Exercise data:
--------------------------------------------------

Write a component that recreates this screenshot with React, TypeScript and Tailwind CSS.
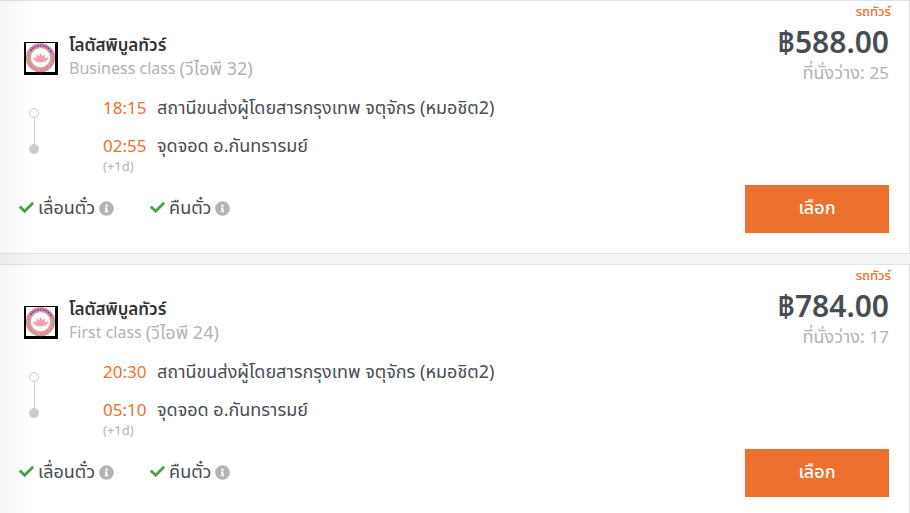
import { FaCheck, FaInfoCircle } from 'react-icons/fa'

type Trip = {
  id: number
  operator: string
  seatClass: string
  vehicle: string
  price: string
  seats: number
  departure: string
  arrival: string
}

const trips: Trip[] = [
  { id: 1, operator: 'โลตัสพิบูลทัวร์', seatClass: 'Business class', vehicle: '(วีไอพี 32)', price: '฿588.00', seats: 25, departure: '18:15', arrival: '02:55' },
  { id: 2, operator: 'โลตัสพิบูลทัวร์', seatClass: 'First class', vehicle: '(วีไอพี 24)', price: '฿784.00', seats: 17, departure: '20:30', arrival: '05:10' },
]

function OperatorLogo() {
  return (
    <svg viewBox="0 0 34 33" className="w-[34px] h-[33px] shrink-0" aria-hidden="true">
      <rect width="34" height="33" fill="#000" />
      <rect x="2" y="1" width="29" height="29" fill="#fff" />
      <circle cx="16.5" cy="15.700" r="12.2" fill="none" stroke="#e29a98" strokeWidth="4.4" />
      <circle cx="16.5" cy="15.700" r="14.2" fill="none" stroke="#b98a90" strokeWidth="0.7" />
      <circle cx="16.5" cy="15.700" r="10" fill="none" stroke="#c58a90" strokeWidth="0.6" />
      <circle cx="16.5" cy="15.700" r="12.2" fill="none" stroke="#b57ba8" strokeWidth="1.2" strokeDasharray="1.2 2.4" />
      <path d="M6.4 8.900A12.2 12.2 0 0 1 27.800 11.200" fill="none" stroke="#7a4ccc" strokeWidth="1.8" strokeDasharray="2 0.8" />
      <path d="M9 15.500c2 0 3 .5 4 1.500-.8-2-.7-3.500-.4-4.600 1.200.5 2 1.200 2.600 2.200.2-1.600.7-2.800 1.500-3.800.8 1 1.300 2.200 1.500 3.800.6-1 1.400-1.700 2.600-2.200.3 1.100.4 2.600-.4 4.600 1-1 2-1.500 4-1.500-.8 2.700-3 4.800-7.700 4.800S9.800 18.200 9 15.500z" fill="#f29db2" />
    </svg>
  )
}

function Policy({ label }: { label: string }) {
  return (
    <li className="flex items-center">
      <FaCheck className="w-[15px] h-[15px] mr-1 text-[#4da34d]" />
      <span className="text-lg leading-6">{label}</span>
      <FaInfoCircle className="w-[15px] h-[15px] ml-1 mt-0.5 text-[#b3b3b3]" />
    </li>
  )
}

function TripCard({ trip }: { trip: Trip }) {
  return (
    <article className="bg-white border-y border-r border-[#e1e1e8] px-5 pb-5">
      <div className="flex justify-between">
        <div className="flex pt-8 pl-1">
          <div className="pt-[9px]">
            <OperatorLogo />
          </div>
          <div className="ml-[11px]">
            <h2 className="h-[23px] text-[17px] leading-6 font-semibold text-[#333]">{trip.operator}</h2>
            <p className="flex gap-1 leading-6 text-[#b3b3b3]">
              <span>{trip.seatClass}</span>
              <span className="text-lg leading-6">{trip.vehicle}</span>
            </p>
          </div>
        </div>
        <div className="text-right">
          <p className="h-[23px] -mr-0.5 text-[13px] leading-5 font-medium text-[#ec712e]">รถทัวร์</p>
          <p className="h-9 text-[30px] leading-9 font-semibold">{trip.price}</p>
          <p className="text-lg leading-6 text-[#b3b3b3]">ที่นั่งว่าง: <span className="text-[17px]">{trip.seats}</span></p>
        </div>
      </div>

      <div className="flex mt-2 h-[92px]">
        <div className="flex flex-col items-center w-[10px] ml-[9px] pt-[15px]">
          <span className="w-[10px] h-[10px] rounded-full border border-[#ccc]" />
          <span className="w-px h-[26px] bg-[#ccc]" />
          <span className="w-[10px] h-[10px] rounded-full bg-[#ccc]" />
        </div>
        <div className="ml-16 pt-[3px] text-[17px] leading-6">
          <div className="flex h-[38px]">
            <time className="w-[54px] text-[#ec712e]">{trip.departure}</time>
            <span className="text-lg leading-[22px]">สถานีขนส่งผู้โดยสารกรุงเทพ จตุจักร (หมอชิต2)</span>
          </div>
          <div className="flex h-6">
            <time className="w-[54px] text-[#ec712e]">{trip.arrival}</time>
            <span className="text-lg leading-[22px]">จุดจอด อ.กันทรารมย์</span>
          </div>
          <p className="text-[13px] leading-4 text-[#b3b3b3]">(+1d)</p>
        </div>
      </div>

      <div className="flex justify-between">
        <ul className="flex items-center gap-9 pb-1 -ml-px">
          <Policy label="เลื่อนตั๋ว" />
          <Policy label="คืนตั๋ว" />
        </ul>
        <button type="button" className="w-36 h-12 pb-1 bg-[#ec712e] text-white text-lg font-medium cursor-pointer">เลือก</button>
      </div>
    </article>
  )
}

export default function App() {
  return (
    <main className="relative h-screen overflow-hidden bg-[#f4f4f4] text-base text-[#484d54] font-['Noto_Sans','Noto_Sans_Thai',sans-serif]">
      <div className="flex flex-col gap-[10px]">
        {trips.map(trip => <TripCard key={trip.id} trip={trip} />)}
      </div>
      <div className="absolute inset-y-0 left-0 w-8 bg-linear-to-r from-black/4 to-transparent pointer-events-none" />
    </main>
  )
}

--------------------------------------------------

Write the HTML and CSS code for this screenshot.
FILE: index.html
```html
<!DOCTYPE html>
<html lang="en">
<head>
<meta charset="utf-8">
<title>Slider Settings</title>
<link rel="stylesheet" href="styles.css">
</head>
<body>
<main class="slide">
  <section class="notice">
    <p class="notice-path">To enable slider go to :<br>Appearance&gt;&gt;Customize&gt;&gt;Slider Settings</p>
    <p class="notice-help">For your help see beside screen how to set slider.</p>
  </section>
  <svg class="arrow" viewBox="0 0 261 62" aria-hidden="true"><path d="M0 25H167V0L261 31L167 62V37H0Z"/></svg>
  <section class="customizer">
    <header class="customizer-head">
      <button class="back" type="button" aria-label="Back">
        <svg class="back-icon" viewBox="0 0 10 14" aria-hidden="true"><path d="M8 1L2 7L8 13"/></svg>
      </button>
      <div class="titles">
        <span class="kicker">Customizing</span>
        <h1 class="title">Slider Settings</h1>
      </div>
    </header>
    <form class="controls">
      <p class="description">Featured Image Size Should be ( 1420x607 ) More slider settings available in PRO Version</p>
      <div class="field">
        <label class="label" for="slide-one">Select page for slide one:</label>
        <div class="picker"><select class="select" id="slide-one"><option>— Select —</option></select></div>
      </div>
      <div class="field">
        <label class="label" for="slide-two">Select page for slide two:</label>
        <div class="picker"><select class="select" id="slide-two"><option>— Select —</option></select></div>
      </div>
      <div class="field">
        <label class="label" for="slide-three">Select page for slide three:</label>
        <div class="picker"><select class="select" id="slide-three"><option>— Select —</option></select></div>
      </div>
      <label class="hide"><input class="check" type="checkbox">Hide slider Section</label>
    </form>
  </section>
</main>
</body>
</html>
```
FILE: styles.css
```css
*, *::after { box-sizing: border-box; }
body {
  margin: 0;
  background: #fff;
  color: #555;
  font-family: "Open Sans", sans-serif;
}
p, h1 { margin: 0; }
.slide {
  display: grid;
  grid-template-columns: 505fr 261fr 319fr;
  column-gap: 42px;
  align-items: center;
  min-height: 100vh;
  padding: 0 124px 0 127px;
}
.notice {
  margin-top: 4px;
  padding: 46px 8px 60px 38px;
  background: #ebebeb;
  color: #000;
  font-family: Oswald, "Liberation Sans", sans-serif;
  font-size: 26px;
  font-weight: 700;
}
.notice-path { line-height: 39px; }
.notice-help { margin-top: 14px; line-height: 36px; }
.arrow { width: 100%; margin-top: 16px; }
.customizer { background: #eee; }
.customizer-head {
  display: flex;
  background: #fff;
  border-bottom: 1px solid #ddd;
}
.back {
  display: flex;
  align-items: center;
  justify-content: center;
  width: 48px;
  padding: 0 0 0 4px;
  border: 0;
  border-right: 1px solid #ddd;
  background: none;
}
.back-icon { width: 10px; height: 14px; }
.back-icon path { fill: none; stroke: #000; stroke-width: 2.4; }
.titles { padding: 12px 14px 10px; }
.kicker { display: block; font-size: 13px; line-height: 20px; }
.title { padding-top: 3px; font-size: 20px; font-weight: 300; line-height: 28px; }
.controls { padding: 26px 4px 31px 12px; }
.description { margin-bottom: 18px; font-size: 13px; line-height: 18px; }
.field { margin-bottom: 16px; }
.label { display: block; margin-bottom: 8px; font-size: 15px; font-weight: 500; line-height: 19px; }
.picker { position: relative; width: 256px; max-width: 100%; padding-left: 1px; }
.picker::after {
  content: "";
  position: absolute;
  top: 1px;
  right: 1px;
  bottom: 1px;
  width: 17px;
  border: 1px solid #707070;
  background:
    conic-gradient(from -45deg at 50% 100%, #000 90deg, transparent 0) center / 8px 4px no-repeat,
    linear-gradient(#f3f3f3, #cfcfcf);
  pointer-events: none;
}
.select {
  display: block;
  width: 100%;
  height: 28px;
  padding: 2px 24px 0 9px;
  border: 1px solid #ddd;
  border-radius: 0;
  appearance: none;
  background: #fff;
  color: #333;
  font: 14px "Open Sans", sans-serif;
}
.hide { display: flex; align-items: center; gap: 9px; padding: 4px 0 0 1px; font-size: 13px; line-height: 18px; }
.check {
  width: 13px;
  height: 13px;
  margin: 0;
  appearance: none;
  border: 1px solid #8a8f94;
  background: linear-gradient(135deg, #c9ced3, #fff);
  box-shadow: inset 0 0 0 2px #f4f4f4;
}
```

--------------------------------------------------

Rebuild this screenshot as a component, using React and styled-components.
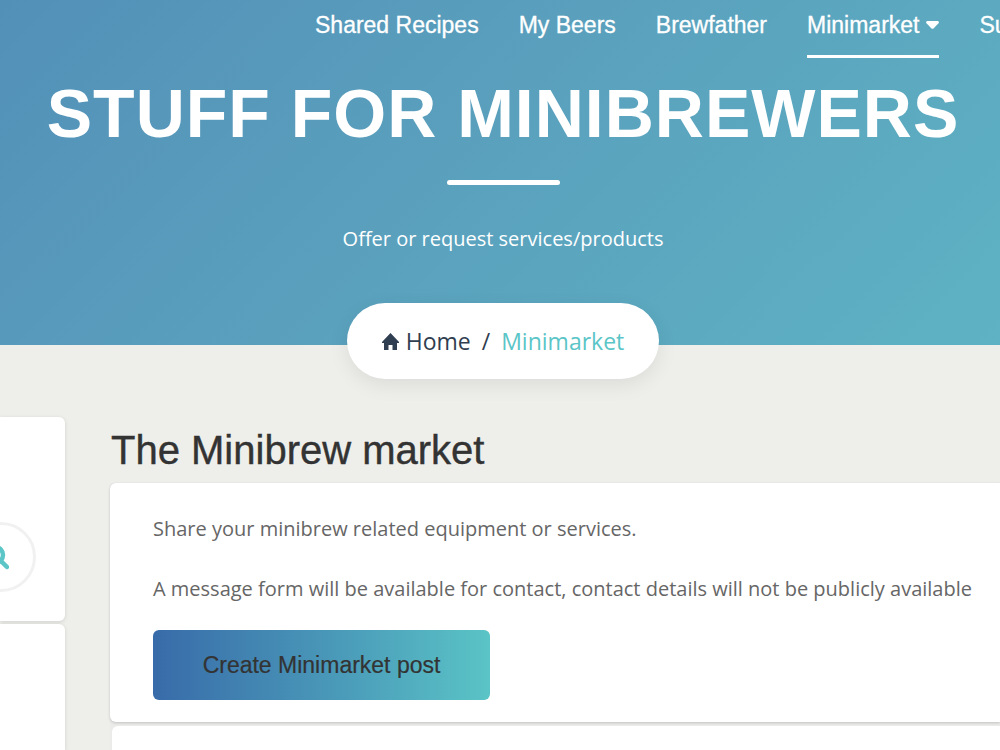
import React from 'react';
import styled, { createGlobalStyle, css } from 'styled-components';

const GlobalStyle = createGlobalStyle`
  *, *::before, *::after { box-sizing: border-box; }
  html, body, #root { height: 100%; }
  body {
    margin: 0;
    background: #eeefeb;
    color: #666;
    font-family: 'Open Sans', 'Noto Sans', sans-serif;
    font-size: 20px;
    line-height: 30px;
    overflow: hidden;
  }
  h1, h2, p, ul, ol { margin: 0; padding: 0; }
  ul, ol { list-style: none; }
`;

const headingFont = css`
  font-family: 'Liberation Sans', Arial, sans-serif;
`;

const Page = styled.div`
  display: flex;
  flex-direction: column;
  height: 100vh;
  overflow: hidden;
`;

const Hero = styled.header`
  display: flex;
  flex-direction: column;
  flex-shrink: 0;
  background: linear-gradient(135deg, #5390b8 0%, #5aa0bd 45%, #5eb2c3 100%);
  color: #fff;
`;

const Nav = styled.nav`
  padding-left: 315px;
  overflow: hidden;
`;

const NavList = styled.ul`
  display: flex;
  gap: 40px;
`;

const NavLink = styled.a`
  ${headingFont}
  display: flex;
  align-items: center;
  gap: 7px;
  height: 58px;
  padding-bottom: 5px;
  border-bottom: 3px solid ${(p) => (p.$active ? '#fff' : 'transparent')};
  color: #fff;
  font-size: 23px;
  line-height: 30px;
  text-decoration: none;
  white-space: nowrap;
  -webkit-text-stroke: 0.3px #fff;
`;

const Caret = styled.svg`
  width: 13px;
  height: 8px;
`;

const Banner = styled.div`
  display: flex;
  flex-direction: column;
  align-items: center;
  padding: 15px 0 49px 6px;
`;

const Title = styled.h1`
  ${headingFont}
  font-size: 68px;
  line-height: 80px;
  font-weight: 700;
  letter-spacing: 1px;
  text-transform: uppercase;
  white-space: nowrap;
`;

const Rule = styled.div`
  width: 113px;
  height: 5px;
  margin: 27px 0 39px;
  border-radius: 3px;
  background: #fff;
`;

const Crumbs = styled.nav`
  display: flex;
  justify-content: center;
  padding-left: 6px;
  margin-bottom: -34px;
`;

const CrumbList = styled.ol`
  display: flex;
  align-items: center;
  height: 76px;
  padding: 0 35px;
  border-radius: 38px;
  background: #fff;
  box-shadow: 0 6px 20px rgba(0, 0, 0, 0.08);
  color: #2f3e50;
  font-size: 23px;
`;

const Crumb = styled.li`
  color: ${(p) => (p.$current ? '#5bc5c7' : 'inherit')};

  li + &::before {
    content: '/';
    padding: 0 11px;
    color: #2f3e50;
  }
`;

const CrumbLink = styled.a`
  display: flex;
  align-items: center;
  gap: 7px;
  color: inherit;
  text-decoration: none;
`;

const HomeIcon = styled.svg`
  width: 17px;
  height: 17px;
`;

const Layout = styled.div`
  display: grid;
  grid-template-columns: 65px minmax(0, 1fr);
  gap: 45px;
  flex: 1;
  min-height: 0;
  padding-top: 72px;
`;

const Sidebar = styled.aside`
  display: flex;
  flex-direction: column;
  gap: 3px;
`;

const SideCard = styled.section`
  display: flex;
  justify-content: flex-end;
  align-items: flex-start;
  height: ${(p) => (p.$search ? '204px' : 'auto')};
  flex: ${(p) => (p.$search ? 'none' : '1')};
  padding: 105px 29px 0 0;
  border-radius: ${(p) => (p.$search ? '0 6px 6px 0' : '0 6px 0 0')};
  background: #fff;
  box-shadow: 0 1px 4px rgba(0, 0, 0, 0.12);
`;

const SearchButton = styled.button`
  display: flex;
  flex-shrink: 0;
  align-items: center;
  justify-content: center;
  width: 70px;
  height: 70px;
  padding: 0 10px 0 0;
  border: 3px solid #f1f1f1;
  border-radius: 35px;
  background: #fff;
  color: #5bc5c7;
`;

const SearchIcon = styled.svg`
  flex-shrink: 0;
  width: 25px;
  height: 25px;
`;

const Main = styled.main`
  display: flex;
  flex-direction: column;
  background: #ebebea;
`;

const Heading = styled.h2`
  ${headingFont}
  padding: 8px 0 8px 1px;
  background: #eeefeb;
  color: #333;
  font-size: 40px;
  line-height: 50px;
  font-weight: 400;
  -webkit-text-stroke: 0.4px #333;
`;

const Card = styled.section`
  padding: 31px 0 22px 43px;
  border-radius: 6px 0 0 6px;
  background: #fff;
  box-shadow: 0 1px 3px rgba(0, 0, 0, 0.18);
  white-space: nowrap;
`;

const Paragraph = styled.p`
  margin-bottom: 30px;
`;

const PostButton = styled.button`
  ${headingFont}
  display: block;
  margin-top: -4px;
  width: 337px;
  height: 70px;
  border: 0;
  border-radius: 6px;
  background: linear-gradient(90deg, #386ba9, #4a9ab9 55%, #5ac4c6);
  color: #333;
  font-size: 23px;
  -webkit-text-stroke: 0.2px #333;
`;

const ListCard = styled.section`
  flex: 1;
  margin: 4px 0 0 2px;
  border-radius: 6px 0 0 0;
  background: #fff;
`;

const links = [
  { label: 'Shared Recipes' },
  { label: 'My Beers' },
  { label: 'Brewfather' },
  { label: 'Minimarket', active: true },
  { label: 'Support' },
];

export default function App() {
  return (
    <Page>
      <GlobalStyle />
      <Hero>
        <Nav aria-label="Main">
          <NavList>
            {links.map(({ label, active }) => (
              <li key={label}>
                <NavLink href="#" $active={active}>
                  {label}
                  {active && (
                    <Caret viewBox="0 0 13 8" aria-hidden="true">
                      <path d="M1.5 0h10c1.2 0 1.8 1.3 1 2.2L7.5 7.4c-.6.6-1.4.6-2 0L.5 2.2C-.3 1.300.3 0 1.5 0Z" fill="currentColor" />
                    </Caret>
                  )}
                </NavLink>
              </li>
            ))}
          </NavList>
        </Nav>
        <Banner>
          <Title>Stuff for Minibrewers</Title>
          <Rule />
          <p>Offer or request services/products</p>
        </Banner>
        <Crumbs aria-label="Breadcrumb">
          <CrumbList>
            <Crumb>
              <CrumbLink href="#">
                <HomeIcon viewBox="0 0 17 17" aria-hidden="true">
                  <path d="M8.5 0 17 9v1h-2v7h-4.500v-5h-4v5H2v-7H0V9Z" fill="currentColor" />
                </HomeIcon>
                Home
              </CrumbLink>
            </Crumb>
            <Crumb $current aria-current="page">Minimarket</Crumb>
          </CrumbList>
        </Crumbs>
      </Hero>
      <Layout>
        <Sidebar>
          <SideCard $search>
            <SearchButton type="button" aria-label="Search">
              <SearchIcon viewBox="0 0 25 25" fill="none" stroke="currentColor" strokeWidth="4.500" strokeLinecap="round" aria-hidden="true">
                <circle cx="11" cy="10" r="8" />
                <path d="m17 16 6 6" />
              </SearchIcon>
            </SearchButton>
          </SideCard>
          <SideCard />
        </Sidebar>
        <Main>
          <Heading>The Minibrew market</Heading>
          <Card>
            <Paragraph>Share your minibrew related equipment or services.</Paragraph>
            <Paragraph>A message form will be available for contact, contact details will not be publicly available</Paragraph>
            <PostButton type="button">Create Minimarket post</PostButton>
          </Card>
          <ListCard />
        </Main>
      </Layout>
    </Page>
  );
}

--------------------------------------------------

What you need to do: The word "Write" appears in how many lines of the data? Answer with only the number.

Result of the exercise: 2